Definition:  Verb: To meld the plots and/or iconic characters of two or more successful movies.. Adjective: A movie that melds the plots and/or iconic characters of two or more successful movies usually of different genres.

History: The term originated with the 1940s Universal films “Abbott & Costello meet Frankenstein,” (1948), “Abbott & Costello meet the Mummy,” (1955), etc. It meant a movie that combines iconic characters of different genres. The definition would expand to include combining plots of different movies—so much so that meets was satirized in the movie “The Player” (1992) by characters pitching movie ideas such as “’Out of Africa’ meets ‘Pretty Woman’” and “’Ghost’ meets ‘The Manchurian Candidate.’” 
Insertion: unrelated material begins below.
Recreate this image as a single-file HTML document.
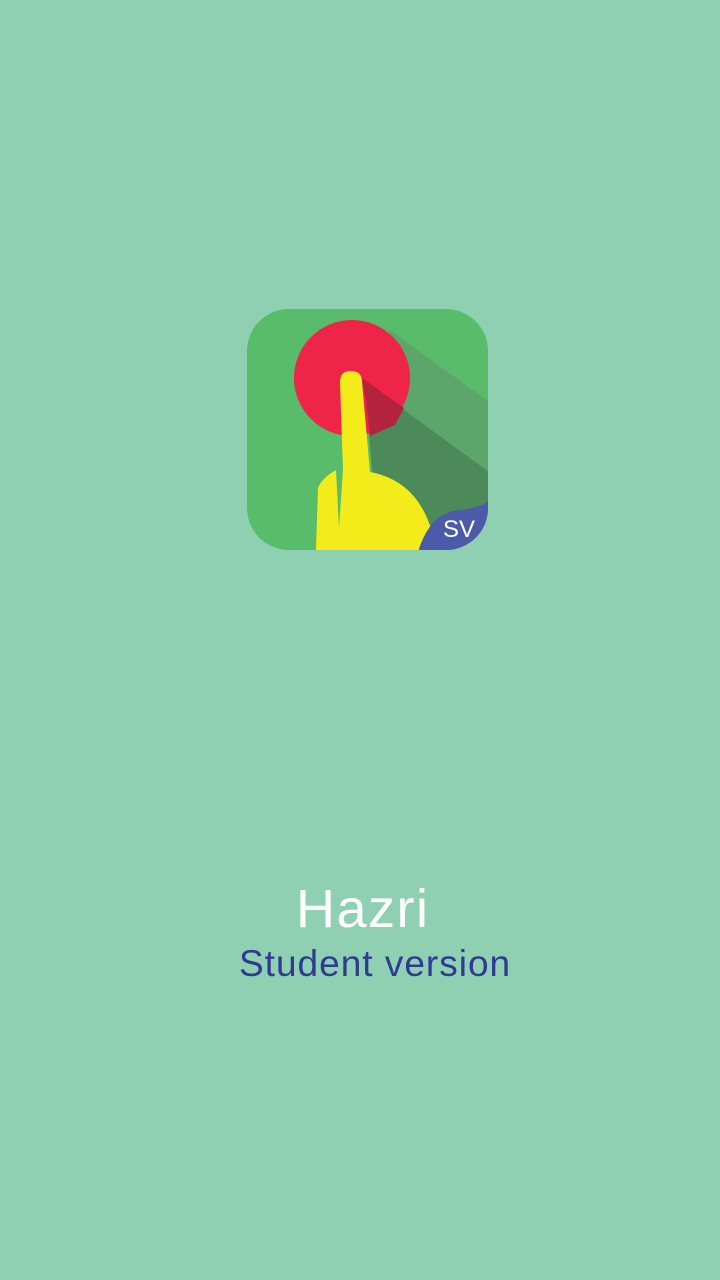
<!DOCTYPE html>
<html><head><style>
html,body{margin:0;padding:0;width:720px;height:1280px;background:#90d0b2;overflow:hidden;font-family:"Liberation Sans",sans-serif}
svg{position:absolute;left:0;top:0}
.t1{position:absolute;left:296px;top:882px;font-size:54px;color:#fff;line-height:1;letter-spacing:1.5px}
.t2{position:absolute;left:239px;top:945px;font-size:37px;color:#2f3a93;line-height:1;letter-spacing:1px}
</style></head><body>
<svg width="720" height="1280">
<defs><clipPath id="c"><rect x="247" y="309" width="241" height="241" rx="42"/></clipPath></defs>
<g clip-path="url(#c)">
<rect x="247" y="309" width="241" height="241" fill="#58bc6b"/>
<polygon points="390,330 500,410 500,480 410,420 352,436" fill="#5ca66c"/>
<polygon points="360,378 500,480 500,560 400,560 372,470 366,400" fill="#4c8a5a"/>
<circle cx="352" cy="378" r="58" fill="#ee2449"/>
<polygon points="362,378 404,408 395,425 370,436 366,400" fill="#b4233e"/>
<path d="M340,382 Q340,371 351,371 Q362,371 362,382 L370,472 Q425,482 436,550 L316,550 L318,488 Q322,478 336,470 L339,528 L343,470 Z" fill="#f3ec1a"/>
<path d="M418,552 Q430,512 460,510 Q480,508 490,500 L490,560 Z" fill="#4b5aa9"/>
</g>
<text x="443" y="537" font-family="Liberation Sans" font-size="24" fill="#fff">SV</text>
</svg>
<div class="t1">Hazri</div>
<div class="t2">Student version</div>
</body></html>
Richard KielAn early example is the “The Spy Who Loved Me” (1977), a movie that has been described as “’From  Russia With Love’ meets ‘Silver Streak.’” In “Silver Streak” (1976), Gene Wilder becomes entangled with criminals while traveling from Los Angeles to Chicago to attend his sister’s wedding. Attempts to kill Wilder cause him to eject from the speeding train three times only to surprise the criminals by reappearing. In one scene, Wilder is pursued by thug Richard Kiel to the top of the train, where Wilder kills Kiel with a spear gun, then is carried off the train by an overhanging signal pole. In “The Spy Who Loved Me,” Kiel again is a thug, this time pursuing James Bond. However, it is Kiel, not Bond, who is repeatedly presumed dispatched—first by being buried in a crashed van, next by being thrown from a speeding train, and finally by crashing through the roof of house in a car—only to reappear to the surprise of Bond.  

A more recent meets film is “Identity” (2003), in which “And Then There Were None” (1945) meets “American Psycho” (2000). Here 10 people are stranded by a storm at a motel, where an unknown killer begins murdering them one by one. However, we finally learn that all 10 people are personalities in the mind of a lunatic suffering from dissociative identity disorder and that the killings were only a delusion.